Почти одновременно были начаты переговоры о покупке земли в Горнем (по-арабски Айн-Карем). На месте встречи Богородицы и Елизаветы, рядом с францисканским монастырем Маgnificat, где находилось уже небольшое русское владение, приобретенное Б. П. Мансуровым, и вокруг него, Антонину удалось купить значительный участок земли, на котором расположен ныне русский Горненский женский монастырь33. Основная спонсорская помощь для приобретения земли в Горнем была ему оказана бывшим российским министром путей сообщения П. П. Мельниковым, организовавшим в Петербурге специальный комитет по сбору пожертвований. Еще ранее были приобретены участки в Хевроне — с библейским «Дубом Мамврийским», под которым Авраам встречал Троицу в виде трех ангелов (Быт. 18, 1-2), в Яффе — на месте дома и гробницы праведной Тавифы (Деян. 9, 36-41), позже — Иерихоне и многих других местах. Участки покупались на имя драгомана (переводчика) миссии турецкого подданного Якова Егоровича Халеби. И уже тот оформлял дарственную на имя своего начальника. Так сложился знаменитый «вакуф архимандрита Антонина» в Святой Земле, завещанный им в 1894 г. Святейшему Синоду, то есть Русской Православной Церкви. К началу XX века совокупность приобретенных им земельных участков оценивалась в миллион тогдашних русских рублей34.
Из числа последующих начальников Русской духовной миссии верным продолжателем дела Антонина должен быть признан архимандрит Леонид (Сенцов).

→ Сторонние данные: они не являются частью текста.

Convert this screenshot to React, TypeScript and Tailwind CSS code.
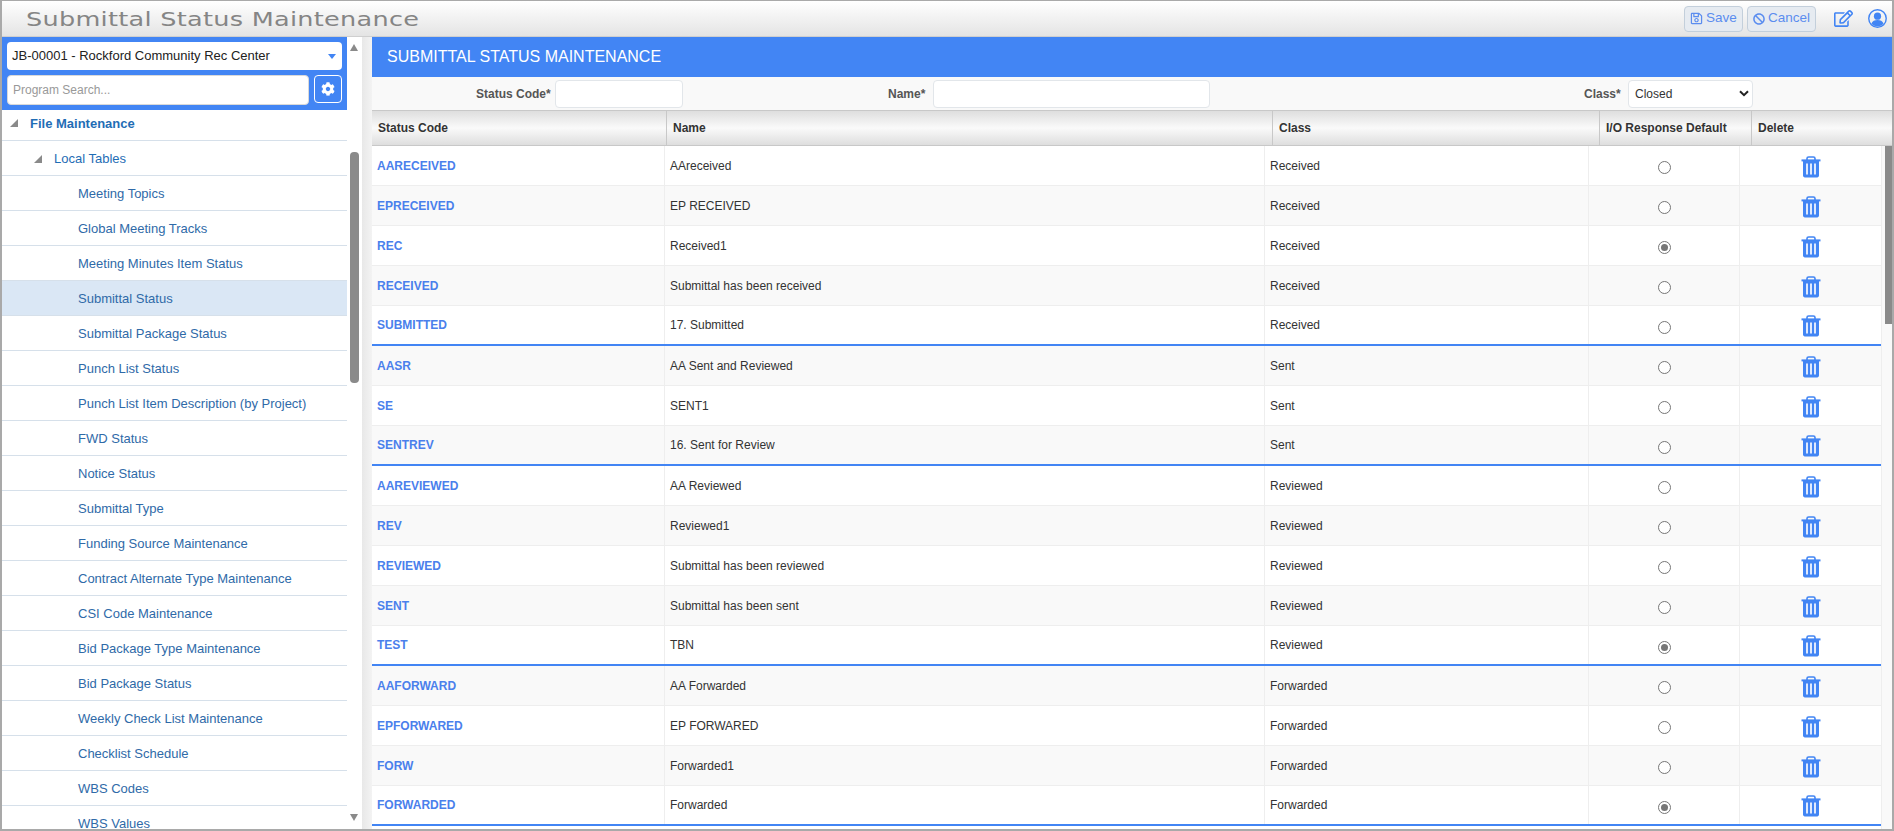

Среди его приобретений и строительных инициатив (он пробыл в Иерусалиме с 1903 г. до 1914 г.) особо отмечают большой и красивый храм Святых Праотцев в Хевроне, участок и храм святого пророка Илии на горе Кармил в Хайфе и «Магдальский сад» на Тивериадском озере, где уже в наше время, в 1962 г., был построен храм во имя святой Марии Магдалины35.